In December 2019, Bobo authored an opinion piece for the Virginia Mercury on how “worker rights are returning to Virginia.” In her article, she accused Republican political leaders in her state of “repeat[ing] the myth that the only way Virginia could keep its pro-business reputation and strong economy was by ignoring worker rights.” Further, Bobo touted the efforts of Democrats to push for an increase in the state minimum wage, a statewide standard for paid sick leave, and a repeal of “Right to Work” laws, which make the payment of union dues voluntary rather than mandatory.

In April 2020, Bobo applauded Virginia’s Democrat Governor, Ralph Northam, for signing legislation that made illegal aliens residing in that state eligible for college tuition discounts normally reserved exclusively for legal state residents. Said Bobo: “Virginia has made history as the first southern state to implement this law, joining twenty states that offer in-state tuition to students who are undocumented. In these states, students, employers, and the entire society have realized tremendous economic and social benefits.”

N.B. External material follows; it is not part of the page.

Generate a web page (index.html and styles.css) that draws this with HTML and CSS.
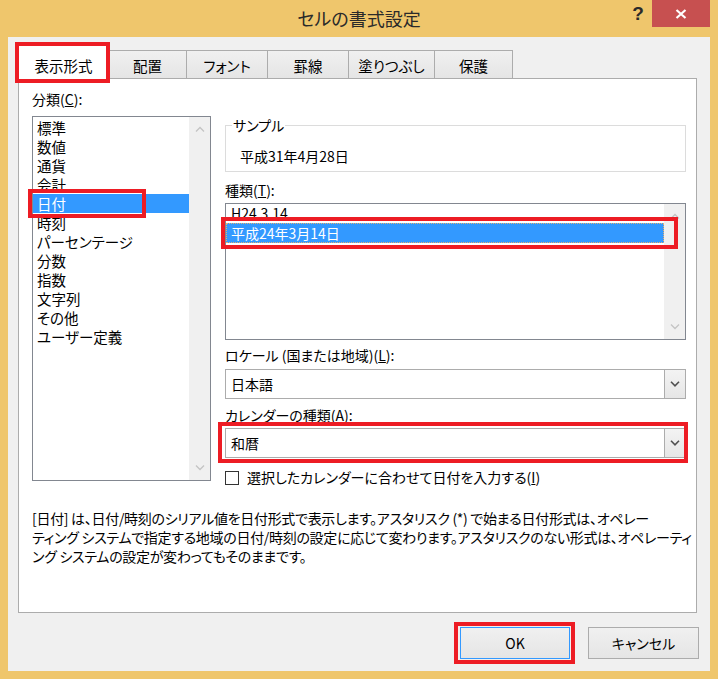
FILE: index.html
```html
<!DOCTYPE html>
<html lang="ja">
<head>
<meta charset="utf-8">
<title>セルの書式設定</title>
<link rel="stylesheet" href="styles.css">
</head>
<body>
<div class="window">
  <div class="titlebar">
    <div class="title">セルの書式設定</div>
    <div class="controls">
      <div class="help">?</div>
      <div class="close">
        <svg width="12" height="10" viewBox="0 0 12 10"><path d="M1.5 1 L10.5 9 M10.5 1 L1.5 9" stroke="#fff" stroke-width="2.2" fill="none"/></svg>
      </div>
    </div>
  </div>
  <div class="client">
    <div class="tabs">
      <div class="tab active w-hyoji">表示形式<span class="mark mark-tab"></span></div>
      <div class="tab w-haichi">配置</div>
      <div class="tab w-font">フォント</div>
      <div class="tab w-keisen">罫線</div>
      <div class="tab w-nuri">塗りつぶし</div>
      <div class="tab w-hogo">保護</div>
    </div>
    <div class="panel">
      <div class="cols">
        <div class="left">
          <div class="label">分類(<u>C</u>):</div>
          <div class="list catlist">
            <div class="items">
              <div class="item">標準</div>
              <div class="item">数値</div>
              <div class="item">通貨</div>
              <div class="item">会計</div>
              <div class="item sel">日付<span class="mark mark-cat"></span></div>
              <div class="item">時刻</div>
              <div class="item">パーセンテージ</div>
              <div class="item">分数</div>
              <div class="item">指数</div>
              <div class="item">文字列</div>
              <div class="item">その他</div>
              <div class="item">ユーザー定義</div>
            </div>
            <div class="vscroll">
              <svg width="10" height="6" viewBox="0 0 10 6"><polyline points="1,5.5 5,1.5 9,5.5" fill="none" stroke="#c4c4c4" stroke-width="1.3"/></svg>
              <svg width="10" height="6" viewBox="0 0 10 6"><polyline points="1,0.5 5,4.5 9,0.5" fill="none" stroke="#c4c4c4" stroke-width="1.3"/></svg>
            </div>
          </div>
        </div>
        <div class="right">
          <fieldset class="sample">
            <legend>サンプル</legend>
            <div class="sample-val">平成31年4月28日</div>
          </fieldset>
          <div class="label label-type">種類(<u>T</u>):</div>
          <div class="list typelist">
            <div class="items items-type">
              <div class="titem">H24.3.14</div>
              <div class="titem sel">平成24年3月14日<span class="mark mark-type"></span></div>
            </div>
            <div class="vscroll">
              <svg width="10" height="6" viewBox="0 0 10 6"><polyline points="1,5.5 5,1.5 9,5.5" fill="none" stroke="#c4c4c4" stroke-width="1.3"/></svg>
              <svg width="10" height="6" viewBox="0 0 10 6"><polyline points="1,0.5 5,4.5 9,0.5" fill="none" stroke="#c4c4c4" stroke-width="1.3"/></svg>
            </div>
          </div>
          <div class="label label-locale">ロケール (国または地域)(<u>L</u>):</div>
          <div class="select select-locale">
            <div class="val">日本語</div>
            <div class="drop"><svg width="10" height="6" viewBox="0 0 10 6"><polyline points="1,0.8 5,4.8 9,0.8" fill="none" stroke="#505050" stroke-width="1.6"/></svg></div>
          </div>
          <div class="label label-cal">カレンダーの種類(A):</div>
          <div class="select select-cal">
            <div class="val">和暦</div>
            <div class="drop"><svg width="10" height="6" viewBox="0 0 10 6"><polyline points="1,0.8 5,4.8 9,0.8" fill="none" stroke="#505050" stroke-width="1.6"/></svg></div>
            <span class="mark mark-cal"></span>
          </div>
          <div class="check">
            <span class="box"></span>
            <span>選択したカレンダーに合わせて日付を入力する(<u>I</u>)</span>
          </div>
        </div>
      </div>
      <p class="desc">[日付] は、日付/時刻のシリアル値を日付形式で表示します。アスタリスク (*) で始まる日付形式は、オペレー<br>ティング システムで指定する地域の日付/時刻の設定に応じて変わります。アスタリスクのない形式は、オペレーティ<br>ング システムの設定が変わってもそのままです。</p>
    </div>
    <div class="buttons">
      <div class="btn ok">OK<span class="mark mark-ok"></span></div>
      <div class="btn cancel">キャンセル</div>
    </div>
  </div>
</div>
</body>
</html>
```

FILE: styles.css
```css
* { box-sizing: border-box; }
html, body { margin: 0; padding: 0; }
body {
  width: 718px;
  height: 679px;
  overflow: hidden;
  font-family: "Noto Sans CJK JP", "Noto Sans", sans-serif;
  font-size: 14px;
  color: #000;
  font-feature-settings: "palt";
}
.window {
  width: 718px;
  height: 679px;
  background: #efc66c;
  display: flex;
  flex-direction: column;
}
.titlebar {
  height: 37px;
  flex: none;
  display: grid;
}
.title, .controls { grid-area: 1 / 1; }
.title {
  justify-self: center;
  font-size: 18px;
  line-height: 37px;
  color: #2a2a2a;
}
.controls {
  justify-self: end;
  align-self: start;
  display: flex;
  margin-right: 8px;
}
.help {
  width: 18px;
  height: 27px;
  margin-right: 5px;
  font: bold 19px/28px "Liberation Sans", sans-serif;
  text-align: center;
  color: #2a2a2a;
}
.close {
  width: 58px;
  height: 27px;
  background: #c75050;
  display: flex;
  align-items: center;
  justify-content: center;
}
.client {
  flex: 1;
  margin: 0 8px 8px;
  background: #f0f0f0;
  display: flex;
  flex-direction: column;
}
.tabs {
  display: flex;
  align-items: flex-end;
  margin: 7px 0 0 10px;
  position: relative;
  z-index: 1;
}
.tab {
  height: 28px;
  border: 1px solid #acacac;
  border-bottom: none;
  margin-left: -1px;
  background: linear-gradient(#f0f0f0, #e5e5e5);
  display: flex;
  justify-content: center;
  align-items: center;
  padding-top: 2px;
  line-height: 19px;
  font-size: 14.5px;
  white-space: nowrap;
}
.tab.active {
  height: 35px;
  margin-left: 0;
  margin-bottom: -1px;
  background: #fff;
  position: relative;
  z-index: 2;
  padding-top: 6px;
}
.w-hyoji { width: 91px; }
.w-haichi { width: 79px; }
.w-font { width: 82px; }
.w-keisen { width: 82px; }
.w-nuri { width: 87px; }
.w-hogo { width: 79px; }

.mark {
  position: absolute;
  border: 4px solid #ed1c24;
  z-index: 5;
}
.mark-tab { left: -4px; top: -3px; right: -2px; bottom: -4px; }
.mark-cat { left: -5px; top: -5px; width: 118px; height: 29px; }
.mark-type { left: -6px; top: -7px; right: -15px; bottom: -7px; }
.mark-cal { left: -8px; top: -7px; right: -3px; bottom: -6px; }
.mark-ok { left: -7px; top: -6px; right: -6px; bottom: -6px; }

.panel {
  height: 535px;
  flex: none;
  margin: 0 13px 0 10px;
  border: 1px solid #acacac;
  background: #fff;
  padding: 11px 10px 0 13px;
}
.cols {
  display: flex;
  gap: 14px;
}
.left { width: 179px; }
.right { width: 461px; padding-top: 26px; }
.label {
  line-height: 19px;
  white-space: nowrap;
}
.list {
  border: 1px solid #828790;
  display: flex;
  background: #fff;
}
.catlist { height: 365px; margin-top: 7px; }
.items { flex: 1; padding-top: 1px; }
.item {
  line-height: 19px;
  padding-left: 4px;
  white-space: nowrap;
  font-size: 14.5px;
}
.item.sel {
  background: #3399ff;
  color: #fff;
  position: relative;
}
.vscroll {
  width: 21px;
  background: #f0f0f0;
  display: flex;
  flex-direction: column;
  justify-content: space-between;
  align-items: center;
  padding: 9px 0;
}
.vscroll svg { display: block; }

.sample {
  margin: 0;
  padding: 12px 0 5px 14px;
  border: 1px solid #dcdcdc;
  min-inline-size: 0;
}
.sample legend {
  padding: 0 1px;
  margin-left: -8px;
  line-height: 19px;
}
.sample-val { line-height: 19px; }
.label-type { margin-top: 9px; }
.typelist { height: 137px; margin-top: 3px; }
.items-type { padding-top: 0; }
.titem {
  line-height: 19px;
  padding-left: 5px;
  white-space: nowrap;
}
.titem.sel {
  background: #3399ff;
  color: #fff;
  line-height: 18px;
  border: 1px dotted #e8b070;
  padding-left: 4px;
  position: relative;
}
.label-locale { margin-top: 6px; }
.select {
  height: 30px;
  border: 1px solid #acacac;
  display: flex;
  background: #fff;
  position: relative;
}
.select-locale { margin-top: 4px; }
.label-cal { margin-top: 7px; }
.select-cal { margin-top: 3px; }
.select .val {
  flex: 1;
  padding-left: 5px;
  line-height: 28px;
}
.select .drop {
  width: 21px;
  border-left: 1px solid #acacac;
  background: linear-gradient(#f3f3f3, #e6e6e6);
  display: flex;
  align-items: center;
  justify-content: center;
}
.check {
  display: flex;
  align-items: center;
  margin-top: 10px;
  line-height: 19px;
  white-space: nowrap;
}
.box {
  width: 14px;
  height: 14px;
  border: 1px solid #333;
  background: #fff;
  margin-right: 8px;
  flex: none;
}
.desc {
  margin: 22px 0 0;
  line-height: 19px;
  white-space: nowrap;
  letter-spacing: -0.3px;
}
.buttons {
  display: flex;
  justify-content: flex-end;
  gap: 18px;
  margin: 14px 11px 0 0;
}
.btn {
  height: 32px;
  border: 1px solid #acacac;
  background: linear-gradient(#f0f0f0, #e5e5e5);
  display: flex;
  align-items: center;
  justify-content: center;
  position: relative;
}
.ok { width: 110px; border-color: #3399ff; }
.cancel { width: 111px; }
```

After a white gunman in Buffalo, New York killed ten black people in a May 2022 mass shooting, Bobo issued a public letter that: (a) warned “how dangerous unfettered racism and hate is in our country”; (b) decried Virginia’s “sordid history” of “lynching Black men, closing public schools so Black and White children wouldn’t go to school together, tearing apart Black neighborhoods with expressways, and discriminating against African Americans’ mortgage applications”; (c) lamented that racism “exists in healthcare … is embedded in our labor laws … [and] is rampant in our criminal justice system”;  and (d) declared that “racism and hate drove or exacerbated most of the social and equity problems [that] Virginia faces today.”

Footnotes:


  1. According to the Workers’ Center of Central New York: “Common forms of wage theft are non-payment of overtime, not giving workers their last paycheck after a worker leaves a job, not paying for all the hours worked, not paying minimum wage, and even not paying a worker at all.”